Elle a pratiqué avec une perfection rare la devise du Croisé : Se vaincre pour communier et communier pour se vaincre.
— L’obéissance est la sainteté des enfants, avait dit le Père prédicateur de sa retraite de Première Communion faite à six ans. Aussi avait-elle pris alors la résolution d’être très obéissante. Et elle le devint tellement que son institutrice a pu écrire : « Jamais, quand on lui disait de faire une chose, elle n’en demandait la raison, elle obéissait promptement et toujours joyeusement. » Personne ne se souvient, lit-on dans sa Vie, par le P. Lajeunie, de l’avoir vue une seule fois hésiter quand l’obéissance commandait ; on ne l’entendait jamais ni murmurer, ni raisonner.
Cette grande vertu ne lui était pas naturelle. Les Saints ne naissent pas saints, ils le deviennent parce qu’ils se sont corrigés de leurs défauts. Anne, à deux ou trois ans, était un bébé volontaire et difficile. C’est par amour pour Jésus qu’elle devint si vertueuse. Toute petite, elle aimait à commander, à dominer ; par vertu, ensuite, elle ne cherchait plus qu’à être oubliée. Douce, humble, effacée, elle mettait en pratique la grande leçon de Jésus : Apprenez de moi à être doux et humble de cœur. Au commencement, quand ses frères et sœurs la contrariaient, l’agaçaient, elle se retournait vers son institutrice en s’écriant : « Oh ! que j’ai envie de me fâcher ! » Mais elle se dominait, et quand elle eut bien lutté pour acquérir la douceur, elle n’avait même plus envie de se fâcher. Devenue une vraie petite maman pour ses frères et sœurs, elle les consolait, les faisait travailler, les amusait, leur cédant toujours, passant des heures entières à faire « le cheval » du petit Jacques, ce qui la fatiguait et ce qu’elle détestait. Elle le faisait aimablement, sans se plaindre.

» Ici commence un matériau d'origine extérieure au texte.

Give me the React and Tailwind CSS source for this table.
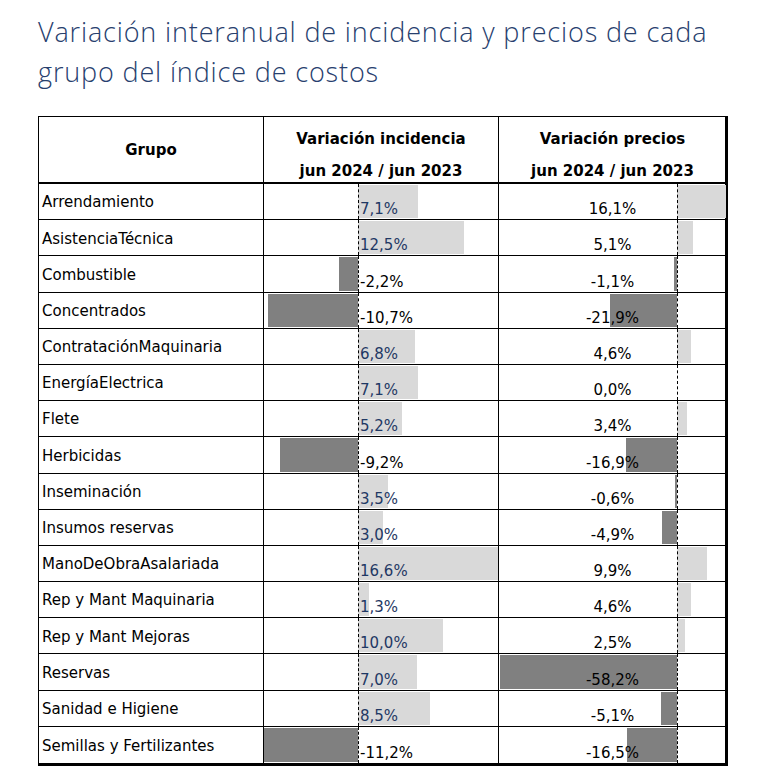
import React from "react";

const rows = [
  ["Arrendamiento", 7.1, 16.1],
  ["AsistenciaTécnica", 12.5, 5.1],
  ["Combustible", -2.2, -1.1],
  ["Concentrados", -10.7, -21.9],
  ["ContrataciónMaquinaria", 6.8, 4.6],
  ["EnergíaElectrica", 7.1, 0.0],
  ["Flete", 5.2, 3.4],
  ["Herbicidas", -9.2, -16.9],
  ["Inseminación", 3.5, -0.6],
  ["Insumos reservas", 3.0, -4.9],
  ["ManoDeObraAsalariada", 16.6, 9.9],
  ["Rep y Mant Maquinaria", 1.3, 4.6],
  ["Rep y Mant Mejoras", 10.0, 2.5],
  ["Reservas", 7.0, -58.2],
  ["Sanidad e Higiene", 8.5, -5.1],
  ["Semillas y Fertilizantes", -11.2, -16.5],
];

const fmt = (v) => v.toFixed(1).replace(".", ",") + "%";

// barra de la columna (eje en px desde la izquierda, px por cada 1%)
const BarCell = ({ value, axis, scale, centered, last }) => {
  const w = Math.abs(value) * scale;
  const left = value >= 0 ? axis : axis - w;
  const neg = value < 0;
  return (
    <div className={`relative h-full overflow-hidden ${last ? "" : "border-r border-black"}`}>
      {w > 0 && (
        <div
          className={`absolute top-[1px] bottom-[1px] ${neg ? "bg-[#808080]" : "bg-[#d9d9d9]"}`}
          style={{ left, width: w }}
        />
      )}
      <div
        className="absolute top-0 bottom-0 border-l border-dashed border-black"
        style={{ left: axis }}
      />
      {centered ? (
        <div className="absolute inset-x-0 bottom-[1px] text-center text-black leading-[18px]">
          {fmt(value)}
        </div>
      ) : (
        <div
          className={`absolute bottom-[1px] leading-[18px] ${neg ? "text-black" : "text-[#1f3864]"}`}
          style={{ left: axis + 2 }}
        >
          {fmt(value)}
        </div>
      )}
    </div>
  );
};

export default function App() {
  return (
    <div className="w-[769px] h-[779px] bg-white overflow-hidden">
      <h1
        className="pl-[38px] pt-[12px] text-[27px] leading-[40px] font-light tracking-[0.85px] text-[#27406e] whitespace-nowrap"
        style={{ fontFamily: "'Open Sans', Lato, sans-serif" }}
      >
        Variación interanual de incidencia y precios de cada
        <br />
        grupo del índice de costos
      </h1>
      <div
        className="ml-[38px] mt-[24px] w-[690px] border-l border-t border-black border-r-[3px] border-b-[3px] text-[15px] text-black"
        style={{ fontFamily: "'DejaVu Sans', Verdana, sans-serif" }}
      >
        <div className="grid grid-cols-[225px_235px_227px] h-[67px] border-b-2 border-black font-bold">
          <div className="flex items-center justify-center border-r border-black pt-[1px]">Grupo</div>
          <div className="flex flex-col items-center gap-[14px] border-r border-black pt-[13px] leading-[18px]">
            <span>Variación incidencia</span>
            <span>jun 2024 / jun 2023</span>
          </div>
          <div className="flex flex-col items-center gap-[14px] pt-[13px] leading-[18px]">
            <span>Variación precios</span>
            <span>jun 2024 / jun 2023</span>
          </div>
        </div>
        {rows.map(([name, inc, pre], i) => (
          <div
            key={name}
            className={`grid grid-cols-[225px_235px_227px] h-[36.2px] ${i < rows.length - 1 ? "border-b border-black" : ""}`}
          >
            <div className="flex items-center pl-[3px] pt-[2px] border-r border-black whitespace-nowrap">{name}</div>
            <BarCell value={inc} axis={94} scale={8.45} />
            <BarCell value={pre} axis={178} scale={3.04} centered last />
          </div>
        ))}
      </div>
    </div>
  );
}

Comme sainte Thérèse de l’Enfant-Jésus qu’elle aimait tant, jamais cette admirable enfant ne rencontrait une fleur de sacrifice dans sa journée sans la cueillir pour son Bien-Aimé Jésus. On ne la vit jamais refuser un sacrifice, lit-on dans sa Vie. « On a bien des joies sur la terre, écrivait-elle, mais elles ne durent pas ; celle qui dure, c’est d’avoir fait un sacrifice. » Demande-lui un peu de sa générosité, si tu veux goûter son bonheur dans la Communion.

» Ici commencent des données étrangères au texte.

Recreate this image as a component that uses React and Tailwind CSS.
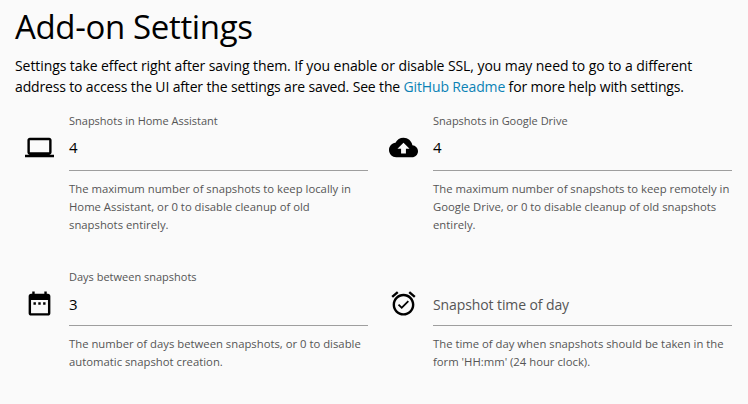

Les actes d’amour de cette petite âme si eucharistique étaient très fréquents. On la voyait s’arrêter dans ses jeux pour s’écrier : Bon Jésus, je vous aime ! Souvent on la surprenait les yeux levés au ciel, un moment silencieuse, puis elle reprenait avec grâce ses devoirs ou ses jeux après son acte d’amour. Un jour, on la trouva agenouillée sur une marche de l’escalier : Je remercie le bon Jésus de ce qu’il veut bien venir dans mon cœur, répondit-elle avec une tendresse dans la voix à une interrogation sur ce qu’elle faisait là. Elle aimait à dessiner des images avec un calice et une hostie rayonnante, en écrivant au bas : O Jésus, dans la petite Hostie, comme je vous aime. — « Je veux, disait-elle souvent, que Jésus vive et grandisse en moi… Je veux que, pour mon Jésus, mon cœur soit pur comme un lis. — La vie de la grâce, écrivait-elle un jour, est très précieuse, et sa nourriture, qui est Jésus-Christ, est tellement belle qu’il faut la désirer de tout son cœur !
Pendant le Saint Sacrifice, son recueillement était émouvant, écrit le P. Lajeunie à qui nous empruntons les traits de sa Vie. Elle aimait tant la Messe ! « Et puis, voyez-vous, c’est une Communion de plus ! » disait-elle à une amie de sa mère qui l’y avait emmenée : elle avait trop faim de son Jésus pour jamais assister à la Messe sans y communier…
La vie simple de l’Enfant-Jésus fut la plus sainte des vies. Mettant ses petits pas dans ceux de son Sauveur, Anne s’appliqua de toutes ses forces à l’imiter. Son grand secret de sainteté fut d’être fidèle dans les petites choses sans jamais se relâcher. Elle avait compris qu’il ne suffit pas d’éviter les fautes, mais qu’il faut avancer. Son idéal constant était : Faire chaque chose le mieux possible. Toutes ses actions étaient marquées du cachet de l’Offrande d’amour par un mon Jésus, je vous l’offre qui revenait sans cesse. Elle enseignait à ses petites amies à faire de même : « Quand tu n’as pas le courage de travailler, quand le travail t’est dur, disait la Petite Apôtre à l’une d’elles qui se plaignait, pense à l’offrir au Bon Dieu, Il faut tout lui offrir, rien ne coûte quand on L’aime. Notre travail, c’est un cadeau qu’on fait au bon Jésus. »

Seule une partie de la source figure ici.